The concepts of disorientation and delight are significant because they are carried through into the format, content and style of Intersections, mimicking Ennis’s own experiences. For instance, we begin reading a chapter and are never sure where it will lead, with Ennis’s enquiring nature exploring links, following tangents, and downplaying the obvious. A loose chronology underlies the seven chapters, yet each deals with a broad theme usually related to a major event or issue in Australia’s history: colonisation; the landscape; events of national importance; war; modern life; the 1960s; and documentary photography (recording reality). Weaving through these narratives are discussions of more elusive factors, such as ‘ordinariness, stillness, imperfection and doubt’, as well as the impact of changing photographic techniques and processes on the production of images.
Sixteen key photographers in the Library’s collection, among them Max Dupain, Harold Cazneaux, Olive Cotton and David Moore, are represented by ‘portfolios’ of images, which are interspersed between relevant chapters. Perhaps intended as visual ‘breathing spaces’, they allow the reader to slow down and to contemplate the images. These are sometimes refreshingly unfamiliar, such as Max Dupain’s engaging portraits of Australians prominent in the arts.
The meandering path followed by this publication is peppered with images and ideas that surprise and stimulate, such as Dupain’s portraits or the extraordinary image by an unknown photographer of the German Club, Adelaide in 1939, elaborately decorated for Hitler’s fiftieth birthday celebrations. (The image appears on the ABR front cover this month.) From the photographs that Ennis has unearthed for Chapter Four, ‘Silent Contemplation’, it is evident that the National Library’s collection is rich in ‘unofficial’ images related to World War I. These include photographs from soldiers’ private albums, images souvenired from enemy combatants and on the home front, images dealing with conscription, Australia’s internment camps, and studio portraits of soldiers. In this context, Harold Cazneaux’s landscape and tree studies from the 1920s and 1930s may seem an unusual inclusion, but Ennis convincingly identifies images such as his famous Spirit of Endurance (1937) as part of an ongoing preoccupation with the effects of war.

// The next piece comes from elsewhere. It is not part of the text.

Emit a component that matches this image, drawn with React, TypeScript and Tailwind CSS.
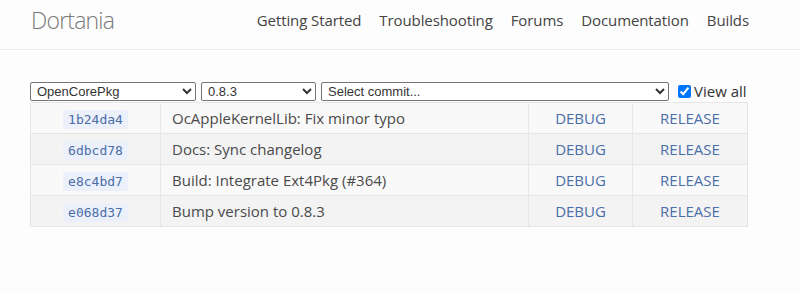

Intersections grew largely from Helen Ennis’s research for a two-part exhibition drawn from the National Library’s collection. In a New Light: Australian Photography 1850s–1930s was exhibited in late 2003, and the second part, spanning the 1930s to 2000, opened last December and closes on 28 March 2005. As with Intersections, these exhibitions responded to the Library’s collection and provided a fresh vision of photography in Australia. Ennis’s keen eye brought fascinating images to light, many of which also appear in the publication: for instance, the Australian Information Services’ informal portrait of Prime Minister Harold Holt standing in the sea alongside his three bikini-clad daughters-in-law, the year before he drowned; or Bruce Howard’s newspaper image of a Melbourne woman towing her mother and dog on trailers behind her bicycle; or the anonymous portraits of Aboriginal artist Albert Namatjira at various functions. With each part of the exhibition comprising some 300 images, viewers could make their own discoveries and construct their own multi-layered narratives.
Similarly, Ennis’s inspired selection of images throughout the book enhances the opportunities for viewers to make comparisons and links between images. Matthew Sleeth’s portfolio portraying Australian troops in East Timor, including the shot of Kylie Minogue posing with a rifle, adds a contemporary dimension to representations of war. Similarly, numerous images of indigenous Australians appear throughout the publication. The chapter ‘Slow Time’, which deals with colonisation, features nineteenth-century images. At one extreme is Henry Frith’s grand and mournful Aborigines, the Last of the Race, Tasmania (1864); at the other is the surprisingly informal image of a naked Aboriginal man and woman by an unknown photographer, which is titled A Loving Couple (c.1868–1872). Later, in the chapter dealing with documentary photographs, it becomes evident that the artifice of these and many other nineteenth-century images stands in strong contrast to the remarkable naturalism in photographs of Aboriginal people by Axel Poignant in the 1950s.
Intersections, a handsome publication grounded in stimulating scholarship, presents a fresh approach to Australian photography. Equally suited to ‘dipping into’ or to reading from cover to cover, it successfully conveys the richness and complexities of the National Library’s immense collection, while enticing us to discover more.